Zwar wäre zu fragen, wie die deduktive, von der visionären zur operativen Ebene hinabsteigende Führungsrationalität sich verträgt mit dem Anspruch einer kommunikativen Vermittlung von Zielen und Mitteln, von Struktur und Kultur, von sachlichem Erfolg und Sinnorientierung.
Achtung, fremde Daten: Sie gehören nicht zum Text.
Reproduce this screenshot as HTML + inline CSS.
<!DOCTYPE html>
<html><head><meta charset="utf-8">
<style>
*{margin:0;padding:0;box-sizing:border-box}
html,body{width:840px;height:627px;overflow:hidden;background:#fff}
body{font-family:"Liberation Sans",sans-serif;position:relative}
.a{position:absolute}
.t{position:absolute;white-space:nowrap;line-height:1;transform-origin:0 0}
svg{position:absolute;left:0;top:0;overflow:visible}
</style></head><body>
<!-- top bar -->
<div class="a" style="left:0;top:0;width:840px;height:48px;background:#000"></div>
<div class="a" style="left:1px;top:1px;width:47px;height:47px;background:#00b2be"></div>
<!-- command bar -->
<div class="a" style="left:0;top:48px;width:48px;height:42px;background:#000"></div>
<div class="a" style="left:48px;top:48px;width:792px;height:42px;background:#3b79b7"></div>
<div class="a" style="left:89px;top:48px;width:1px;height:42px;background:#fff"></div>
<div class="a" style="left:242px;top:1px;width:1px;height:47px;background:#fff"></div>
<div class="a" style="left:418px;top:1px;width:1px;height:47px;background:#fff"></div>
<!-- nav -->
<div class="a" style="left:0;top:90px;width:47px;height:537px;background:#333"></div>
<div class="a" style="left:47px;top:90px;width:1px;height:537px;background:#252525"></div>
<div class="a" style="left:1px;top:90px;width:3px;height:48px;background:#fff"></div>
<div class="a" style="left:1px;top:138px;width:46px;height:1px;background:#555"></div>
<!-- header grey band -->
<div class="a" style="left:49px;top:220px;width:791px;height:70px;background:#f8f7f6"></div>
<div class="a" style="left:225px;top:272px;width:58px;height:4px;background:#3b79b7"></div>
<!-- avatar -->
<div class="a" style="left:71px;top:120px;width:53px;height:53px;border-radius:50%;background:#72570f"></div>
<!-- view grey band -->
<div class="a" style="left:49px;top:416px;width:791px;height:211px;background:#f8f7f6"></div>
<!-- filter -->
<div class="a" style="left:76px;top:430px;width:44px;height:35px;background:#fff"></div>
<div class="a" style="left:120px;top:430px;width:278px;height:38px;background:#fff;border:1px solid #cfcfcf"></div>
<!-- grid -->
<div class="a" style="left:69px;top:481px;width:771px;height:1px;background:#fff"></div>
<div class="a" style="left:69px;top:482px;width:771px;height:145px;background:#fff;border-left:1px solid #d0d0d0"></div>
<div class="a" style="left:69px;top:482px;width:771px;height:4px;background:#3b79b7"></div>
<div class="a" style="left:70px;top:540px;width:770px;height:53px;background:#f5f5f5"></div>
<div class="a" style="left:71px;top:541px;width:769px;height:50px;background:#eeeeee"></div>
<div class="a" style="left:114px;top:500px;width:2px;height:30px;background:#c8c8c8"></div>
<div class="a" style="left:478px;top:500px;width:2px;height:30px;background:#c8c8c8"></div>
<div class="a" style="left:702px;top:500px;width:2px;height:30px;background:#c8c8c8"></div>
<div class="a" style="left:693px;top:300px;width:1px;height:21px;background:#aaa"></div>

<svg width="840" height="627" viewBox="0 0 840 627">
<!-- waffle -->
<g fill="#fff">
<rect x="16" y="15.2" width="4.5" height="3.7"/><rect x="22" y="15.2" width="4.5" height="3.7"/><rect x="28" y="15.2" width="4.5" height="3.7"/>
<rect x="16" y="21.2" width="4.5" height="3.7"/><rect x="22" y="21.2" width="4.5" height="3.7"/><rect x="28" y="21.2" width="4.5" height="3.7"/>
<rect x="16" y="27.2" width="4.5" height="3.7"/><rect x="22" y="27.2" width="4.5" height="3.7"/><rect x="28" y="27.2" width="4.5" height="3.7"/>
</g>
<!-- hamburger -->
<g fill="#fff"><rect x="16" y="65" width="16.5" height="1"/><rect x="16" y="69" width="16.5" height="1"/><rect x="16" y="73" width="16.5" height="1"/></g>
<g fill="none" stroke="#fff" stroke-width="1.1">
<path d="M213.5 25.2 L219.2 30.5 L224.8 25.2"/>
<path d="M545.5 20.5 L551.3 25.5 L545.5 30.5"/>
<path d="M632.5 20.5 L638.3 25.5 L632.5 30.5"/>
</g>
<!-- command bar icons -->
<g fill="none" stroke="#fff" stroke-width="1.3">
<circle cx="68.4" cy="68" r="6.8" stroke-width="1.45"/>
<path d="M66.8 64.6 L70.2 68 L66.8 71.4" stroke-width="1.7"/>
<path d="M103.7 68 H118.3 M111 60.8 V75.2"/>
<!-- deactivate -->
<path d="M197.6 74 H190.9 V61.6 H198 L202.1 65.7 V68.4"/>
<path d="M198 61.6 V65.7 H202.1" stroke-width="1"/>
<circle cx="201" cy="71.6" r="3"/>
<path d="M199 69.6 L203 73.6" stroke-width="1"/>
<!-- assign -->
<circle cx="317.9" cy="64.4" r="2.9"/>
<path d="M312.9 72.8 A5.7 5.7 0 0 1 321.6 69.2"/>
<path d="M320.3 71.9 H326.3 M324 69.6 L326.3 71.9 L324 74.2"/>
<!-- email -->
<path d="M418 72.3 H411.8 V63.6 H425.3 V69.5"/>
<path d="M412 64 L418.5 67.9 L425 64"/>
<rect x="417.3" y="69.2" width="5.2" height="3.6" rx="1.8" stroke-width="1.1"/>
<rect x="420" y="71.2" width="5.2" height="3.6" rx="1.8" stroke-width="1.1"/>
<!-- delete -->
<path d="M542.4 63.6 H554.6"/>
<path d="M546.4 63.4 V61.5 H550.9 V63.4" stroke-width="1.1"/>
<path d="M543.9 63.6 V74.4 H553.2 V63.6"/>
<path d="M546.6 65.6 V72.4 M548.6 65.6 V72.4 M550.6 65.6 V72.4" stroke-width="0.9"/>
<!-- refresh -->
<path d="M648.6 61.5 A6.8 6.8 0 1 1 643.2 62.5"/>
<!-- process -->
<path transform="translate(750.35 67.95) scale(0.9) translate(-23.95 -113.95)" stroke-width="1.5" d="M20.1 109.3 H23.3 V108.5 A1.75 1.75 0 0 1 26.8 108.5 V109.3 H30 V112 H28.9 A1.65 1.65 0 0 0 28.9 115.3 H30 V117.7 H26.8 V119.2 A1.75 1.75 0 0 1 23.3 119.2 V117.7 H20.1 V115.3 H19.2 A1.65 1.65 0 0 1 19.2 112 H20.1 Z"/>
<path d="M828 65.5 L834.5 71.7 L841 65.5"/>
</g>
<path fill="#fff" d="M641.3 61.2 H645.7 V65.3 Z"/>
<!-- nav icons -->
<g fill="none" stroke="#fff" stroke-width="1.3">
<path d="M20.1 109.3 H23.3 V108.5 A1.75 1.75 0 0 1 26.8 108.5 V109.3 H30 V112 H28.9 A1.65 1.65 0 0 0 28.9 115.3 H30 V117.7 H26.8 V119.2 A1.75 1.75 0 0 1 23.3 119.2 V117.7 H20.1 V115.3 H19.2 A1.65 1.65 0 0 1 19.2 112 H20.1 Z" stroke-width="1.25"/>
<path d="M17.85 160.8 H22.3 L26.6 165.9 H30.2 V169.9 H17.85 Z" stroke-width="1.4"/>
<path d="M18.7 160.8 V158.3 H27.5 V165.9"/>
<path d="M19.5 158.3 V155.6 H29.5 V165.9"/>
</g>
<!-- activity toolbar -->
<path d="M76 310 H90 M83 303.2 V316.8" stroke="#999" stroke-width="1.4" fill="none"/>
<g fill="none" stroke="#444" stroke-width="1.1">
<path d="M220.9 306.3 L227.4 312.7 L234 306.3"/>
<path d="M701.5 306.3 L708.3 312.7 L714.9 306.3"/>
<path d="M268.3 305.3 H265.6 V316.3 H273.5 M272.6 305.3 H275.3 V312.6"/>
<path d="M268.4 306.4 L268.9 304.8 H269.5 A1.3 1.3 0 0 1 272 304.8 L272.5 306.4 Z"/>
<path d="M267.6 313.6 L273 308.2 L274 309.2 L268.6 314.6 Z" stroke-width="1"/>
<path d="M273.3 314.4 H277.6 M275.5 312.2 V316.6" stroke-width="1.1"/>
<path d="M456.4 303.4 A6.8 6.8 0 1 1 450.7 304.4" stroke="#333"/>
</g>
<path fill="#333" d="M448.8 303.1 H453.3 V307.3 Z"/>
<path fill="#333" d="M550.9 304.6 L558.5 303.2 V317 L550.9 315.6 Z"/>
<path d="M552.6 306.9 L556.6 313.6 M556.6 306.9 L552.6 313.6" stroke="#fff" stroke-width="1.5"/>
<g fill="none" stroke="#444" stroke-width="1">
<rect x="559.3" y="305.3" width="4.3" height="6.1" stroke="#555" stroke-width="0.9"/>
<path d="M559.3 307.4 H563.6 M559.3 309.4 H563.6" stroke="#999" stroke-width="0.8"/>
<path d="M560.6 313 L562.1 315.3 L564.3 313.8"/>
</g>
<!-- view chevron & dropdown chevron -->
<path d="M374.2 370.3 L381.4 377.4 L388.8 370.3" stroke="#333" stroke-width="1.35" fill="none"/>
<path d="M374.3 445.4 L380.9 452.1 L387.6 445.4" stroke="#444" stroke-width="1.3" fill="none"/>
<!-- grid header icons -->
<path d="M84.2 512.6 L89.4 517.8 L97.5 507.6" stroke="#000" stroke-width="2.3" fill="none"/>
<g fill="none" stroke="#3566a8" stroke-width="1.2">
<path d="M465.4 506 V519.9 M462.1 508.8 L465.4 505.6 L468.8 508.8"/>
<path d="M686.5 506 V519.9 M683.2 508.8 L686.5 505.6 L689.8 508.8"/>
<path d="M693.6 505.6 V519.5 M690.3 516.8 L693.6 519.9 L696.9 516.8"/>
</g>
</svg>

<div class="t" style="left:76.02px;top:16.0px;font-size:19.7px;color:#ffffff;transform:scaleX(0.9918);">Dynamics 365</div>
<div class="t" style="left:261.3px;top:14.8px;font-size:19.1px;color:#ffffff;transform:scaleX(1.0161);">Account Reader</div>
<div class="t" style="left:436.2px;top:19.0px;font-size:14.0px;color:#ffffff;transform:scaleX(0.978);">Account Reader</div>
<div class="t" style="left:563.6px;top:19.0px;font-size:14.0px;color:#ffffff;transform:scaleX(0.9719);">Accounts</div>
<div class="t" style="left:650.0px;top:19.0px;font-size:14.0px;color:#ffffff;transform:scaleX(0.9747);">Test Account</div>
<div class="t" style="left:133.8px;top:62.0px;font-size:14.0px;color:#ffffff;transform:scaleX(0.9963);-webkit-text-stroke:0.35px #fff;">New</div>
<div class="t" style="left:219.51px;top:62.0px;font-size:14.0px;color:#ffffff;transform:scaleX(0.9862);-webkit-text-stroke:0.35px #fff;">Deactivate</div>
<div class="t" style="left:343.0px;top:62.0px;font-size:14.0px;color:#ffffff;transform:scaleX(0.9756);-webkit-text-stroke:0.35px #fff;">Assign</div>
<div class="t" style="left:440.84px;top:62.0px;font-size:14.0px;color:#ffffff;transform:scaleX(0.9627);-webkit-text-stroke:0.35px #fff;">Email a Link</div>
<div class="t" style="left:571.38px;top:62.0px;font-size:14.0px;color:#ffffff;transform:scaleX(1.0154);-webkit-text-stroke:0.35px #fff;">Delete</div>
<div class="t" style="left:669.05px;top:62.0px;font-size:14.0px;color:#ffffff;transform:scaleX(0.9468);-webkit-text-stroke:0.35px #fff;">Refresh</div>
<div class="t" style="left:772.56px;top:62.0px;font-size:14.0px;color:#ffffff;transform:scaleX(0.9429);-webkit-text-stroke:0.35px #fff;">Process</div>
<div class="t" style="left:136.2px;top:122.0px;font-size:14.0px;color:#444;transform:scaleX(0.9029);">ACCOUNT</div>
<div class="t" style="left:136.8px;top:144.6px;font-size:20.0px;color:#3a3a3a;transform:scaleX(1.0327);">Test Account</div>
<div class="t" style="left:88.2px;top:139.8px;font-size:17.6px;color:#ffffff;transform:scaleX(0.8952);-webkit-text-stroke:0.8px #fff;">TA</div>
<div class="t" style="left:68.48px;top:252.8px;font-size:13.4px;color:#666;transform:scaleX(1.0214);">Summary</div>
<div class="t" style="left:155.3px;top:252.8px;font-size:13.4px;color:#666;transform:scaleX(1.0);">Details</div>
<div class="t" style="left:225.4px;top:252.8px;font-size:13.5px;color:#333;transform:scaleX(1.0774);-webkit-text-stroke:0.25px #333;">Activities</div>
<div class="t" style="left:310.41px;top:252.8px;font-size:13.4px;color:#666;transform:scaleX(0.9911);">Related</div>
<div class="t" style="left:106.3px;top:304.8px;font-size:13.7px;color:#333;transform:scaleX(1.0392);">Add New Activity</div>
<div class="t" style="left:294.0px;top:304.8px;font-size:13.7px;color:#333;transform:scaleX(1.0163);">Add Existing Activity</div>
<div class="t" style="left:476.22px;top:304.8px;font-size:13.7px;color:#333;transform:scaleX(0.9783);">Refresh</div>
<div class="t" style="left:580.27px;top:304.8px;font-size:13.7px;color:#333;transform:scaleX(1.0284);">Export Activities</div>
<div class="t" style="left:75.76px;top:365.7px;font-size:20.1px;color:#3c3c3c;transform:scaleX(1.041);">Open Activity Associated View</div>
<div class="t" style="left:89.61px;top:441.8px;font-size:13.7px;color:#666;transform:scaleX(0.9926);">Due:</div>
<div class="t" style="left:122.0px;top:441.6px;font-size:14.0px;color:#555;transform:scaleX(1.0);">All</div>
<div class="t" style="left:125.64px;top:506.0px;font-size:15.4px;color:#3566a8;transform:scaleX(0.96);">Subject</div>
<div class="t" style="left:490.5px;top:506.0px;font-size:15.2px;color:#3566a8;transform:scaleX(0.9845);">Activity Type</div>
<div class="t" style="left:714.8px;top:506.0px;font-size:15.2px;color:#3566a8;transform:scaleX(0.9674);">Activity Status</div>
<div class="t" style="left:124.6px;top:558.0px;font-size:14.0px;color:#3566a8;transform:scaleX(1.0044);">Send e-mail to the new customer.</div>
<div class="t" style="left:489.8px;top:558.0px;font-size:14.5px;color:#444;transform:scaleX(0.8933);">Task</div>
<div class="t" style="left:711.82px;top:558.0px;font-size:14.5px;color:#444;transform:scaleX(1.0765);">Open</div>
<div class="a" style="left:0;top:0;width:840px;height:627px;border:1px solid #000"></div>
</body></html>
Dennoch leuchtet C.-E.s Fazit einer "Theoriekonvergenz" ein, überrascht jedoch angesichts des gemeinsamen sozialphilosophischen Unterbaus (J. Habermas) kaum: Die ekklesiologischen wie die organisationstheoretischen Ansätze zielen auf Kommunikation mit allen "Anspruchsgruppen" der Kirche (191 ff.).

Was den Bezug dieser Einsichten auf die kirchliche Praxis betrifft, bleibt C.-E. allerdings befangen in seinem spezifisch römisch-katholischen Kontext: Auf der einen Seite steht die kirchliche Organisation ganz im Zentrum ­ aus protestantischer Sicht wäre zu fragen, ob die Vermittlung des Glaubens sich an der Glaubwürdigkeit der Kirche zu orientieren hat. Auf der anderen Seite erscheint die real existierende römische Kirche jedoch so problematisch, daß C.-E. ihre faktische, hierarchisch-episkopale Organisationsstruktur kaum mit der betriebswirtschaftlichen Theorie vermitteln kann.

Außer knappen Ausführungen zu einer kirchlichen "Politik der Glaubwürdigkeit" (132-135) und ihren strategischen Optionen (147-154) finden sich nur wenige, meist resignative Anmerkungen (vgl. noch 113-117; 168 f.); das Kapitel zur "Corporate Identity" kommt ganz ohne Hinweise auf das kirchliche Handeln aus. Mit dieser Beschränkung auf einen prinzipiell-programmatischen Praxisbezug läuft C.-E.s Studie jedoch ungewollt darauf hinaus, die eingangs beklagte "Theorieresistenz" der gegenwärtigen kirchlichen Führungspraxis praktisch-theologisch zu legitimieren.

Für die aktuelle Debatte über die Gestaltung zunehmend organisationsförmiger evangelischer Kirchen bietet das Buch darum leider wenig mehr als den Beleg, wie sehr die Praktische Theologie der römisch-katholischen Schwesterkirche noch vor ganz andere Probleme gestellt ist.